Workflow During a Cycle
Once the roadmap for the coming Cycle has been set the question becomes how do we communicate, update, and coordinate during this one month’s time? We will be communicating almost exclusively in our project management tool, Clubhouse.
Each card will make its way across the board in the Kanban style that so many of us know from Trello. Clubhouse of course supports file uploads, comments, linking to Github issues and Intercom messages (for linking development tasks to support issues), Creator of a card and Owner of a card, Deadlines, Tags, and a ton of other things that we use (and will use more of) to let everyone know where things stand (without having to give those awesome daily updates!).
We will heavily rely on these methods of updating the status of each Story we’re working on so that everyone on the team knows where your item stands.
As I mentioned before Slack has been mis-used, mostly driven by myself and my unorganized manner, to serve as an on-demand project management tool. Going forward Slack will be used ONLY for clarifications that cannot wait for a response in Clubhouse, working things out together as a team in realtime, and as an avenue to discuss other non-development activities around work (like cat GIFs).

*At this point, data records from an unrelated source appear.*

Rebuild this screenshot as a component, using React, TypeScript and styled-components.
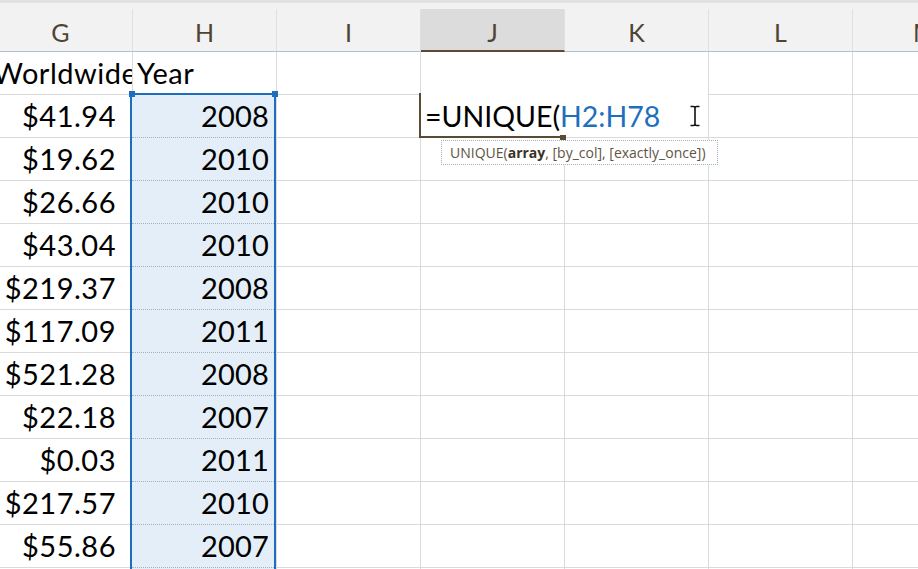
import React from "react";
import styled, { createGlobalStyle } from "styled-components";

const GRID = "#dadada";
const BROWN = "#5c4a32";
const BLUE = "#1e6ec0";

const GlobalStyle = createGlobalStyle`
  html, body { margin: 0; padding: 0; background: #fff; overflow: hidden; }
  body { font-family: Lato, "Noto Sans", sans-serif; }
`;

const Page = styled.div`
  width: 918px;
  height: 569px;
  overflow: hidden;
  background: #fff;
  display: flex;
  flex-direction: column;
`;

const TopStrip = styled.div`
  flex: none;
  height: 3px;
  background: #e1e1e1;
`;

const HeaderRow = styled.div`
  flex: none;
  display: flex;
  height: 49px;
  box-sizing: border-box;
  padding-top: 6px;
  margin-left: -11px;
  background: #f2f2f2;
`;

const HeaderCell = styled.div<{ $selected?: boolean }>`
  flex: none;
  width: 144px;
  height: 43px;
  box-sizing: border-box;
  padding-top: 8px;
  border-right: 1px solid #d9e2eb;
  border-bottom: ${(p) => (p.$selected ? `2px solid ${BROWN}` : "1px solid #b3bfcb")};
  background: ${(p) => (p.$selected ? "#dcdcdc" : "transparent")};
  text-align: center;
  font-family: Lato, sans-serif;
  font-size: 25px;
  line-height: 30px;
  color: #4d4434;
`;

const Sheet = styled.div`
  flex: 1;
  display: flex;
  align-items: flex-start;
  margin-left: -11px;
`;

const Column = styled.div`
  flex: none;
  width: 144px;
  display: flex;
  flex-direction: column;
`;

const Cell = styled.div<{ $align?: "left" | "right"; $padRight?: number }>`
  flex: none;
  height: 43px;
  box-sizing: border-box;
  border-right: 1px solid ${GRID};
  border-bottom: 1px solid ${GRID};
  padding: 4px ${(p) => p.$padRight ?? 6}px 0 4px;
  text-align: ${(p) => p.$align ?? "left"};
  font-family: Lato, sans-serif;
  font-size: 29px;
  letter-spacing: 0.5px;
  line-height: 34px;
  color: #000;
  white-space: nowrap;
  overflow: hidden;
`;

const Selection = styled.div`
  flex: none;
  position: relative;
  width: 146px;
  margin: -2px 0 0 -3px;
  box-sizing: border-box;
  border: 2px solid ${BLUE};
  border-bottom: none;
  background: #e3eef9;
  box-shadow: 1px 0 0 ${GRID};
  display: flex;
  flex-direction: column;

  &::before,
  &::after {
    content: "";
    position: absolute;
    top: -4px;
    width: 6px;
    height: 6px;
    background: ${BLUE};
  }
  &::before { left: -3px; }
  &::after { right: -4px; }
`;

const SelCell = styled.div`
  flex: none;
  height: 43px;
  box-sizing: border-box;
  border-bottom: 1px dotted #a9b2bc;
  padding: 4px 5px 0 0;
  text-align: right;
  font-family: Lato, sans-serif;
  font-size: 29px;
  letter-spacing: 0.2px;
  line-height: 34px;
  color: #000;
`;

const EditorGroup = styled.div`
  flex: none;
  width: 288px;
  display: flex;
  flex-direction: column;
`;

const Editor = styled.div`
  flex: none;
  height: 86px;
  box-sizing: border-box;
  border-right: 1px solid ${GRID};
  border-bottom: 1px solid ${GRID};
  background: #fff;
  display: flex;
  flex-direction: column;
  justify-content: flex-end;
`;

const ActiveRow = styled.div`
  position: relative;
  height: 42px;
  box-sizing: border-box;
  padding: 4px 0 0 4px;
  font-family: Lato, sans-serif;
  font-size: 28.5px;
  letter-spacing: 0;
  line-height: 34px;
  white-space: nowrap;
  color: #000;

  &::before {
    content: "";
    position: absolute;
    left: -2px;
    top: -2px;
    bottom: -1px;
    width: 144px;
    box-sizing: border-box;
    border-left: 2px solid ${BROWN};
    border-bottom: 2px solid ${BROWN};
  }
  &::after {
    content: "";
    position: absolute;
    left: 139px;
    top: 40px;
    width: 6px;
    height: 5px;
    background: ${BROWN};
  }
`;

const Ref = styled.span`
  color: #1f6fbf;
`;

const Cursor = styled.svg`
  position: absolute;
  left: 268px;
  top: 10px;
`;

const Tooltip = styled.div`
  position: absolute;
  left: 20px;
  top: 45px;
  z-index: 2;
  height: 25px;
  box-sizing: border-box;
  padding: 0 11px 0 8px;
  border: 1px dotted #9fb1c4;
  background: #fff;
  font-family: "Open Sans", sans-serif;
  font-size: 14px;
  line-height: 23px;
  color: #5f5444;
  white-space: nowrap;

  b {
    font-weight: 700;
    color: #3b3226;
  }
`;

const Pair = styled.div`
  display: flex;
`;

const headers = ["G", "H", "I", "J", "K", "L", "M"];
const worldwide = ["$41.94", "$19.62", "$26.66", "$43.04", "$219.37", "$117.09", "$521.28", "$22.18", "$0.03", "$217.57", "$55.86"];
const years = ["2008", "2010", "2010", "2010", "2008", "2011", "2008", "2007", "2011", "2010", "2007"];

const empty = (n: number, key: string) =>
  Array.from({ length: n }, (_, i) => <Cell key={`${key}${i}`} />);

const beam =
  "M1.5 1.5H4.5Q6 1.5 6 3Q6 1.5 7.5 1.5H10.5M6 3V19M1.5 20.5H4.5Q6 20.5 6 19Q6 20.5 7.5 20.5H10.5";

export default function App() {
  return (
    <>
      <GlobalStyle />
      <Page>
        <TopStrip />
        <HeaderRow>
          {headers.map((h) => (
            <HeaderCell key={h} $selected={h === "J"}>
              {h}
            </HeaderCell>
          ))}
        </HeaderRow>
        <Sheet>
          <Column>
            <Cell>Worldwide</Cell>
            {worldwide.map((v, i) => (
              <Cell key={i} $align="right" $padRight={16}>
                {v}
              </Cell>
            ))}
            <Cell />
          </Column>
          <Column>
            <Cell>Year</Cell>
            <Selection>
              {years.map((y, i) => (
                <SelCell key={i}>{y}</SelCell>
              ))}
              <SelCell />
            </Selection>
          </Column>
          <Column>{empty(13, "i")}</Column>
          <EditorGroup>
            <Editor>
              <ActiveRow>
                =UNIQUE(<Ref>H2:H78</Ref>
                <Cursor width="12" height="22" viewBox="0 0 12 22">
                  <path d={beam} fill="none" stroke="#fff" strokeWidth="3.5" />
                  <path d={beam} fill="none" stroke="#111" strokeWidth="1.6" />
                </Cursor>
                <Tooltip>
                  UNIQUE(<b>array</b>, [by_col], [exactly_once])
                </Tooltip>
              </ActiveRow>
            </Editor>
            <Pair>
              <Column>{empty(11, "j")}</Column>
              <Column>{empty(11, "k")}</Column>
            </Pair>
          </EditorGroup>
          <Column>{empty(13, "l")}</Column>
          <Column>{empty(13, "m")}</Column>
        </Sheet>
      </Page>
    </>
  );
}
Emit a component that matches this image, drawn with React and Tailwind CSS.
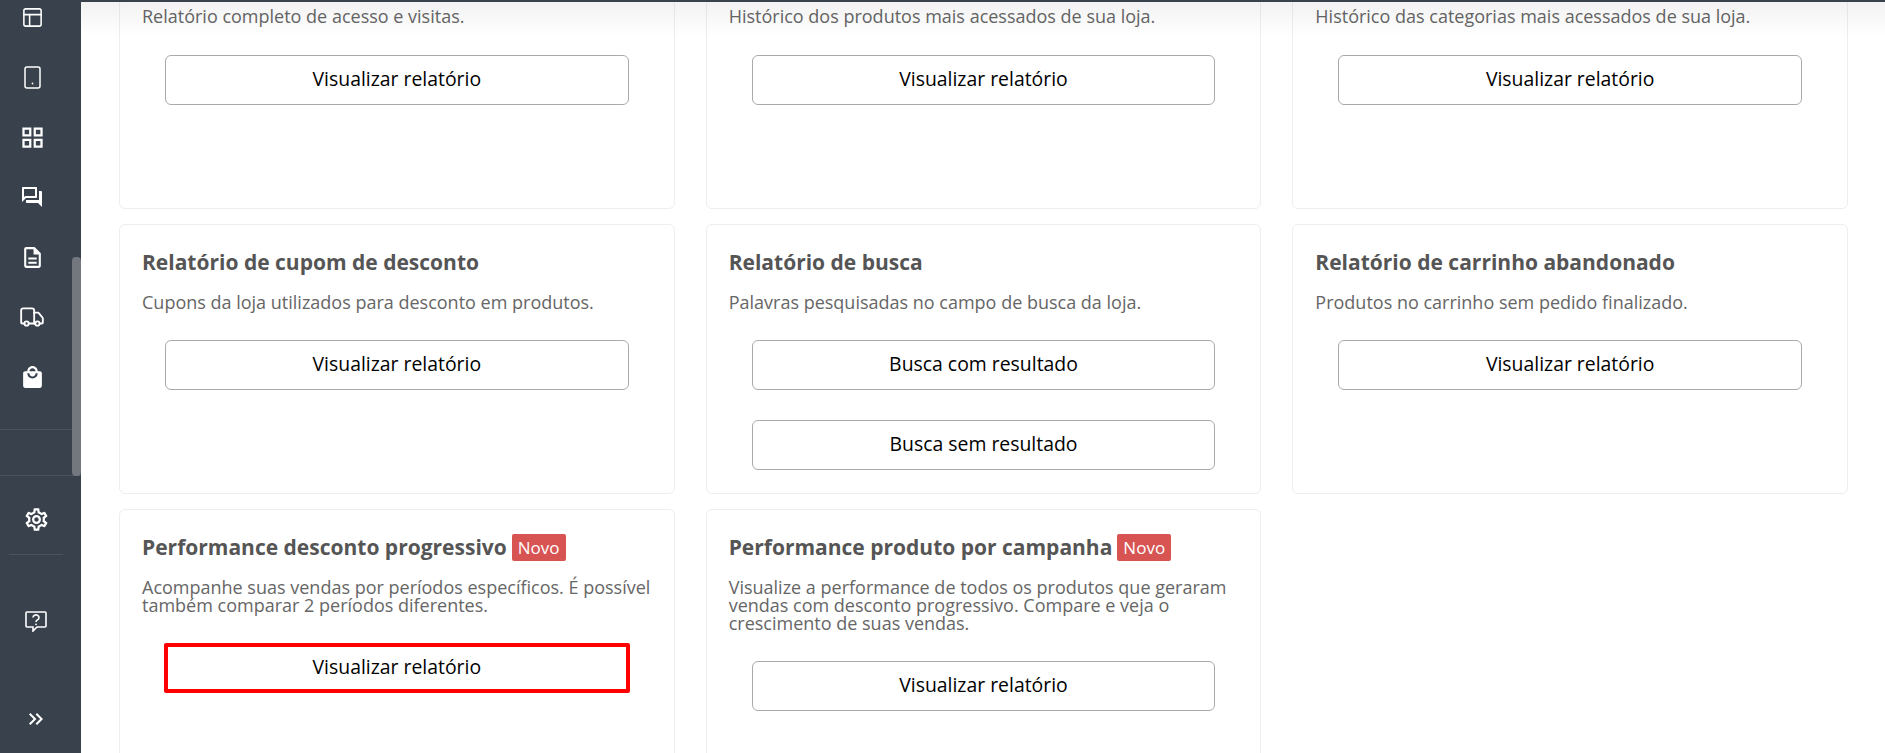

Measuring and Iterating a New Process
There’s no doubt that this won’t be a perfect process the first time, but I do know without a doubt that putting in the time to properly plan our work ahead of time, setting some expectations for me within our team, and giving them the freedom to know exactly what the next 4 weeks of work will look like ahead of time will create a much more productive and happy workplace.
I’m so proud of what we’ve built at Castos and Seriously Simple Podcasting already and hope that this new development workflow will only continue along this line of helping us create awesome new products and features, will let us serve our customers easier and quicker.